Castello Branco, a critic of state interference in the economy, has said he favors selling Petrobras, a view shared by Guedes but resisted by retired army generals who make up one-third of the cabinet in former army officer Bolsonaro’s nationalist conservative government.
Guedes said on Wednesday he wants to speed up the privatization program, which he sees bringing in up to 1 trillion reais ($266 billion).
POLITICAL HURDLES
Former Central Bank president Carlos Langoni, who taught Guedes economics before sending him to do a doctorate at his alma mater in Chicago, said Brazil has reached a point where it has to shed state companies – probably with the exception of Petrobras itself – to increase efficiency and fend off a budget crisis.
Langoni, who still advises his former student, said Guedes has been able to convince Bolsonaro – often resistant to such ideas during his 28-year congressional career – that privatization and deregulation are a necessity.
“I see no one better trained and equipped to implement this than the Paulo Guedes team,” he said by telephone. “They really have the know-how, the academic background, and they have all had very successful careers in private business.”

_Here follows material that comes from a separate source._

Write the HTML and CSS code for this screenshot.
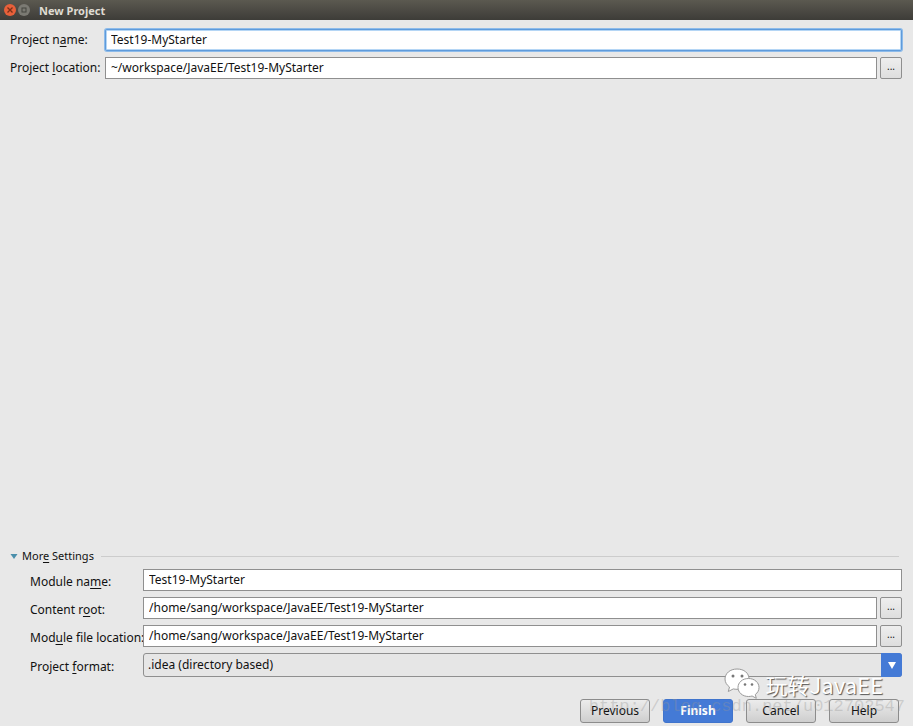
FILE: index.html
```html
<!DOCTYPE html>
<html lang="en">

<head>
    <meta charset="UTF-8">
    <meta name="viewport" content="width=device-width, initial-scale=1.0">
    <title>New Project</title>
    <link rel="stylesheet" href="styles.css">
</head>

<body>
    <!-- title bar -->
    <header class="titlebar">
        <button type="button" class="win-btn close" aria-label="Close">
            <svg width="12" height="12" viewBox="0 0 12 12"><path d="M3.500 3.500l5 5M8.500 3.500l-5 5" stroke="#7a3018" stroke-width="1.300" fill="none"/></svg>
        </button>
        <button type="button" class="win-btn max" aria-label="Maximize">
            <svg width="12" height="12" viewBox="0 0 12 12"><rect x="4" y="4" width="4" height="4" stroke="#45443f" fill="none"/></svg>
        </button>
        <h1>New Project</h1>
    </header>

    <form class="dialog">
        <div class="row">
            <label for="name">Project n<u>a</u>me:</label>
            <input type="text" id="name" class="active" value="Test19-MyStarter">
        </div>
        <div class="row">
            <label for="location">Project <u>l</u>ocation:</label>
            <input type="text" id="location" value="~/workspace/JavaEE/Test19-MyStarter">
            <button type="button" class="browse">...</button>
        </div>

        <!-- more settings -->
        <details class="more" open>
            <summary>
                <svg width="8" height="5" viewBox="0 0 8 5"><path d="M0.500 0h7L4 5z" fill="#4a8fab"/></svg>
                <span>Mor<u>e</u> Settings</span>
            </summary>
            <div class="settings">
                <div class="row">
                    <label for="module">Module na<u>m</u>e:</label>
                    <input type="text" id="module" value="Test19-MyStarter">
                </div>
                <div class="row">
                    <label for="root">Content r<u>o</u>ot:</label>
                    <input type="text" id="root" value="/home/sang/workspace/JavaEE/Test19-MyStarter">
                    <button type="button" class="browse">...</button>
                </div>
                <div class="row">
                    <label for="file">Mod<u>u</u>le file location:</label>
                    <input type="text" id="file" value="/home/sang/workspace/JavaEE/Test19-MyStarter">
                    <button type="button" class="browse">...</button>
                </div>
                <div class="row">
                    <label for="format">Project <u>f</u>ormat:</label>
                    <div class="select">
                        <select id="format">
                            <option>.idea (directory based)</option>
                        </select>
                        <span class="arrow">
                            <svg width="8" height="7" viewBox="0 0 8 7"><path d="M0 0h8L4 7z" fill="#fff"/></svg>
                        </span>
                    </div>
                </div>
            </div>
        </details>

        <div class="buttons">
            <button type="button">Previous</button>
            <button type="submit" class="primary">Finish</button>
            <button type="button">Cancel</button>
            <button type="button">Help</button>
        </div>
    </form>

    <!-- watermarks -->
    <div class="url">http://blog.csdn.net/u012702547</div>
    <div class="brand">
        <svg width="36" height="32" viewBox="0 0 36 32">
            <g fill="#fff" stroke="#9a9a9a" stroke-width="1">
                <path d="M13 1C6 1 1 5.500 1 11c0 3.200 1.700 6 4.500 8L4.300 23.500l5-2.600c1.200.3 2.400.4 3.700.4C20 21.300 25 17 25 11S20 1 13 1z"/>
                <path d="M24.500 10.500C18.300 10.500 14 14.500 14 19.500s4.500 9 10.500 9c1.300 0 2.500-.2 3.600-.5l4.200 2.300-1-3.800c2.400-1.700 3.700-4.200 3.700-7 0-5-4.500-9-10.500-9z"/>
            </g>
            <g fill="#777">
                <circle cx="9" cy="8" r="1.500"/>
                <circle cx="18" cy="8" r="1.500"/>
                <circle cx="21" cy="16.500" r="1.300"/>
                <circle cx="28" cy="16.500" r="1.300"/>
            </g>
        </svg>
        <span>玩转JavaEE</span>
    </div>
</body>

</html>
```

FILE: styles.css
```css
* {
    box-sizing: border-box;
    margin: 0;
    padding: 0;
}

body {
    position: relative;
    display: flex;
    flex-direction: column;
    min-height: 100vh;
    overflow-x: hidden;
    background: #e8e8e8;
    color: #111;
    font-family: "Noto Sans", "Noto Sans CJK SC", sans-serif;
    font-size: 12px;
    line-height: 16px;
}

input,
select,
button {
    font: inherit;
    color: inherit;
}

u {
    text-underline-offset: 2px;
}
/* title bar */

.titlebar {
    display: flex;
    align-items: center;
    gap: 2px;
    height: 20px;
    padding-left: 4px;
    background: linear-gradient(#5b5950, #3d3c38);
}

.titlebar h1 {
    margin-left: 7px;
    padding-top: 2px;
    color: #dfdbd2;
    font-size: 11px;
    line-height: 16px;
}

.win-btn {
    width: 12px;
    height: 12px;
    border: 0;
    border-radius: 50%;
}

.win-btn svg {
    display: block;
}

.close {
    background: #e8603a;
}

.max {
    background: #7b7a73;
}
/* form rows */

.dialog {
    flex: 1;
    display: flex;
    flex-direction: column;
    padding: 9px 11px 3px 10px;
}

.row {
    display: flex;
    align-items: center;
    margin-bottom: 6px;
}

.row label {
    flex: none;
    width: 95px;
    white-space: nowrap;
}

.row input {
    flex: 1;
    min-width: 0;
    height: 22px;
    padding: 0 5px 2px;
    border: 1px solid #8f8f8f;
    background: #fff;
    outline: none;
}

.row .active {
    border-color: #5f9bdb;
    border-radius: 2px;
    box-shadow: 0 0 0 1px #8dbbea, inset 0 0 0 1px #b5d6f5;
}

.browse {
    width: 22px;
    height: 22px;
    margin-left: 3px;
    padding-bottom: 4px;
    border: 1px solid #8f8f8f;
    border-radius: 2px;
    background: linear-gradient(#eee, #dedede);
    font-size: 10px;
    line-height: 14px;
}
/* more settings */

.more {
    margin-top: auto;
}

.more summary {
    display: flex;
    align-items: center;
    gap: 4px;
    margin-bottom: 5px;
    font-size: 11px;
    list-style: none;
}

.more summary::after {
    content: "";
    flex: 1;
    height: 1px;
    margin: 0 3px;
    background: #ccc;
}

.settings {
    padding-left: 20px;
}

.settings .row label {
    width: 113px;
    padding-top: 3px;
}

.select {
    position: relative;
    flex: 1;
}

.select select {
    display: block;
    width: 100%;
    height: 24px;
    padding: 0 24px 0 4px;
    border: 1px solid #8f8f8f;
    border-radius: 3px;
    background: #e6e6e6;
    appearance: none;
}

.select .arrow {
    position: absolute;
    top: 0;
    right: 0;
    display: flex;
    align-items: center;
    justify-content: center;
    width: 21px;
    height: 24px;
    border-radius: 0 3px 3px 0;
    background: #447ad6;
    pointer-events: none;
}
/* bottom buttons */

.buttons {
    display: flex;
    justify-content: flex-end;
    gap: 13px;
    padding: 16px 3px 0 0;
}

.buttons button {
    width: 70px;
    height: 24px;
    padding-bottom: 1px;
    border: 1px solid #8c8c8c;
    border-radius: 3px;
    background: linear-gradient(#ececec, #cecece);
}

.buttons .primary {
    border-color: #4074cc;
    background: #447ad6;
    color: #fff;
    font-weight: bold;
}
/* watermarks */

.url {
    position: absolute;
    right: 8px;
    bottom: 9px;
    color: rgba(150, 150, 150, .35);
    font-family: "Liberation Mono", monospace;
    font-size: 17px;
    line-height: 20px;
    pointer-events: none;
}

.brand {
    position: absolute;
    right: 30px;
    bottom: 26px;
    display: flex;
    align-items: center;
    gap: 6px;
    color: #fff;
    font-family: "Noto Sans CJK SC", sans-serif;
    font-size: 22px;
    line-height: 32px;
    text-shadow: 1px 1px 1px #555;
    pointer-events: none;
}
```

However, the challenges facing them are formidable. Brazil’s government will spend 32.6 percent of its budget in outlays on pensions, vastly outranking the proportion even in countries with much more “graying” populations like Japan and Italy.
On Friday, Bolsonaro proposed a modest increase in the minimum retirement age for men to 62 by 2022 from the current average age of 55, a proposal still likely to stir strong resistance in Congress and on the streets.
Michael Shifter, president of the Inter-American Dialogue think tank in Washington, said Guedes lacks the political experience needed to win approval for an unpopular pension reform, deregulation and sweeping privatizations.
Some experts say it would be impossible to duplicate Chile’s economic turnaround in anything but a military dictatorship, given entrenched interest groups and political resistance.
“Pinochet didn’t have to worry about dealing with a fractious Congress – none existed under his dictatorship – or with protectionist interests,” Shifter said.